I mean, what would you do if your father threatened to sell your birthright?
A long-time dream and intensive project of director/writer/co-producer Jim Schneider, the film is replete with a broken father (literally), a wise and loving grandfather, and a mother who takes way too long to recognize that her son’s inheritance does not come automatically, that she actually has to participate in the transfer (she waits tables for a living, but finds it hard to serve her family when she is needed). The schoolmate of the boy, emphasizing the outlook of their generation, takes everything in stride as if all is perfectly normal, though it is far from mundane. She is as solidly in the moment as is her friend. I hope that our coming generation really is as depicted here – quite able to tackle what we are passing along to them.
The music composed and performed by Andy Fite is tremendous. Production design by Gary Kosko is a blend of nature and middle American, woodsy without being rustic, down to the perfect treehouse. And cinematography by Mary Barr, and all the wonderful actors – especially young Jocelyn Bowser, who played Jack’s classmate, and Cotter Smith who played the grandfather – mixed together by producers Jack Davis and Jim Schneider create a film that will take you in, hold you, and open your eyes.

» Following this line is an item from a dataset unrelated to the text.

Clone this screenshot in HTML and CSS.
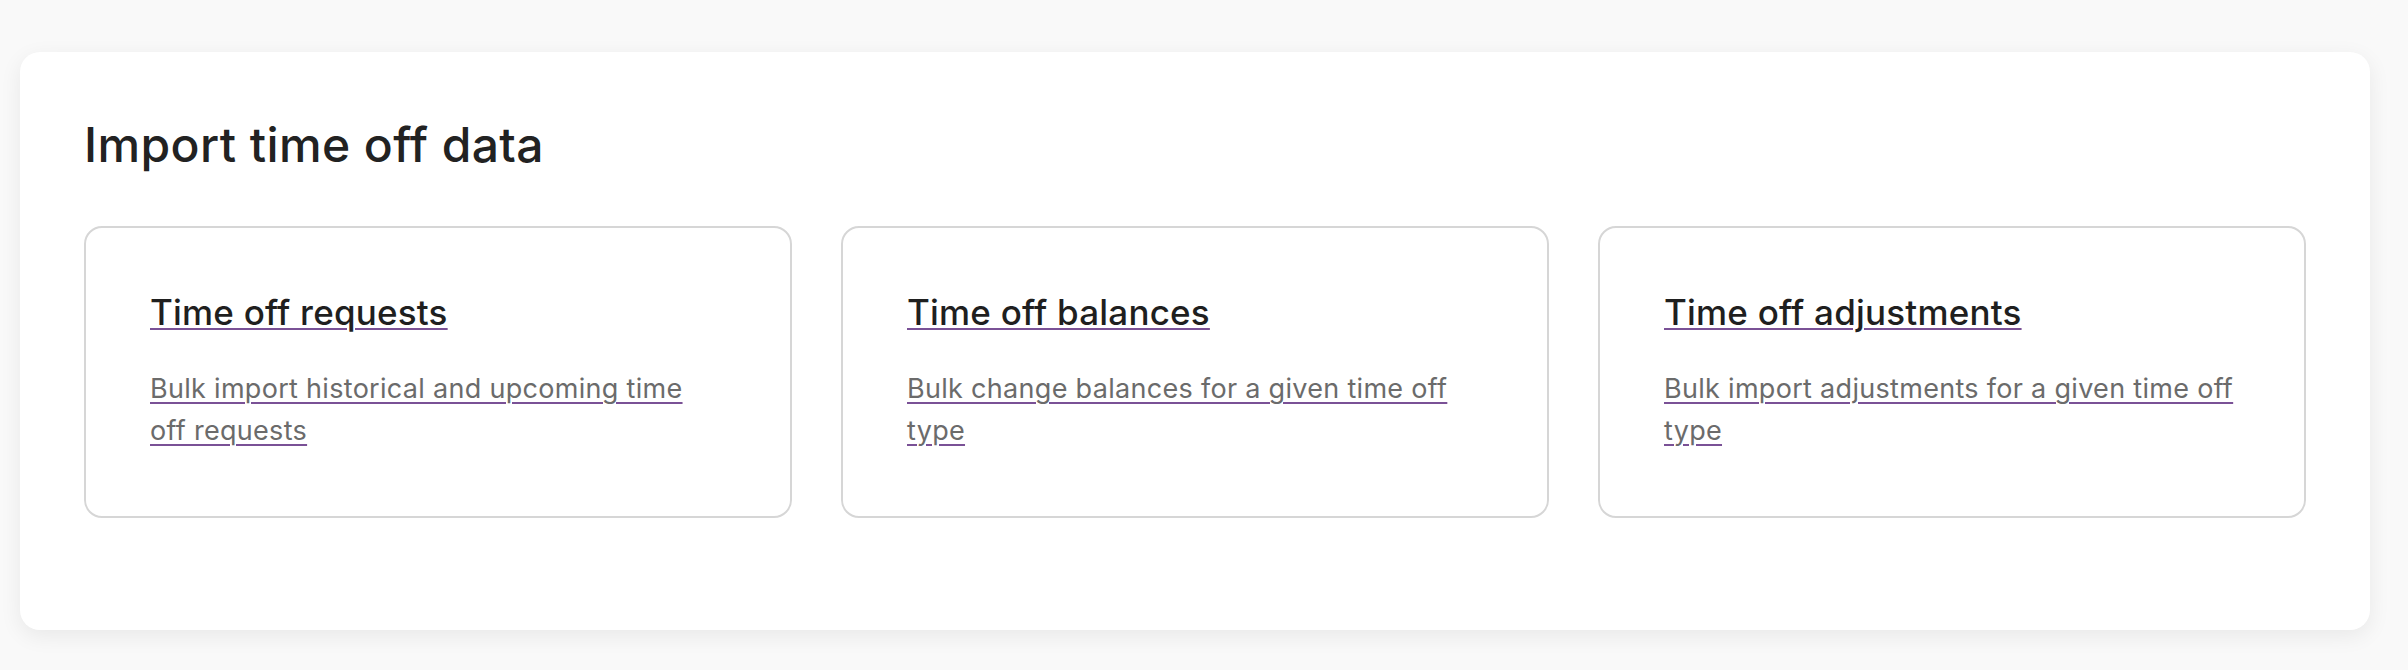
FILE: index.html
```html
<!DOCTYPE html>
<html lang="en">
<head>
<meta charset="utf-8">
<title>Import time off data</title>
<link rel="stylesheet" href="styles.css">
</head>
<body>
  <main class="panel">
    <h1 class="panel-title">Import time off data</h1>
    <div class="options">
      <div class="option">
        <a class="option-title" href="#">Time off requests</a>
        <a class="option-desc" href="#">Bulk import historical and upcoming time off requests</a>
      </div>
      <div class="option">
        <a class="option-title" href="#">Time off balances</a>
        <a class="option-desc" href="#">Bulk change balances for a given time off type</a>
      </div>
      <div class="option">
        <a class="option-title" href="#">Time off adjustments</a>
        <a class="option-desc" href="#">Bulk import adjustments for a given time off type</a>
      </div>
    </div>
  </main>
</body>
</html>
```

FILE: styles.css
```css
* { box-sizing: border-box; }
html, body {
  margin: 0;
  padding: 0;
  background: #f9f9f9;
  font-family: Inter, "Noto Sans", sans-serif;
}
body {
  padding: 52px 38px 40px 20px;
}
.panel {
  background: #ffffff;
  border-radius: 20px;
  box-shadow: 0 6px 22px rgba(0, 0, 0, 0.07);
  padding: 65px 64px 112px 64px;
  height: 578px;
}
.panel-title {
  margin: 0 0 53px 0;
  font-size: 48px;
  line-height: 56px;
  font-weight: 500;
  color: #222222;
  letter-spacing: 0.4px;
}
.options {
  display: grid;
  grid-template-columns: repeat(3, 1fr);
  gap: 49px;
}
.option {
  border: 2px solid #d6d6d6;
  border-radius: 18px;
  padding: 62px 68px 64px 64px;
  height: 292px;
  display: flex;
  flex-direction: column;
  align-items: flex-start;
  gap: 34px;
}
.option-title {
  font-size: 35px;
  line-height: 44px;
  font-weight: 500;
  color: #1f1f1f;
  text-decoration: underline;
  text-decoration-color: #7a5196;
  text-decoration-thickness: 2px;
  text-underline-offset: 3px;
  letter-spacing: 0.2px;
}
.option-desc {
  font-size: 27px;
  line-height: 42px;
  font-weight: 400;
  color: #6b6b6b;
  text-decoration: underline;
  text-decoration-color: #7a5196;
  text-decoration-thickness: 2px;
  text-underline-offset: 4px;
  letter-spacing: 0.3px;
}
```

Are we born knowing what’s right and what’s wrong? Must it pass actively from generation to generation, or do we inherit it as a part of our genes? And can the third generation wrest its inheritance from the second generation’s damnation of it?
This is a poignant film with outstanding designers, cast, and crew. Look for it in the film festivals and independent theaters coming soon.
The microcosm is well defined, and it’s not always clear what the characters will or should do. In the macrocosm, viewing from our own perch in the treehouse, we recognize ourselves taking pointless positions with lame excuses. Maybe the real (dilemma) is figuring out exactly what that birthright is.
Isn’t this planet our collective birthright? If only we hadn’t misplaced that deed.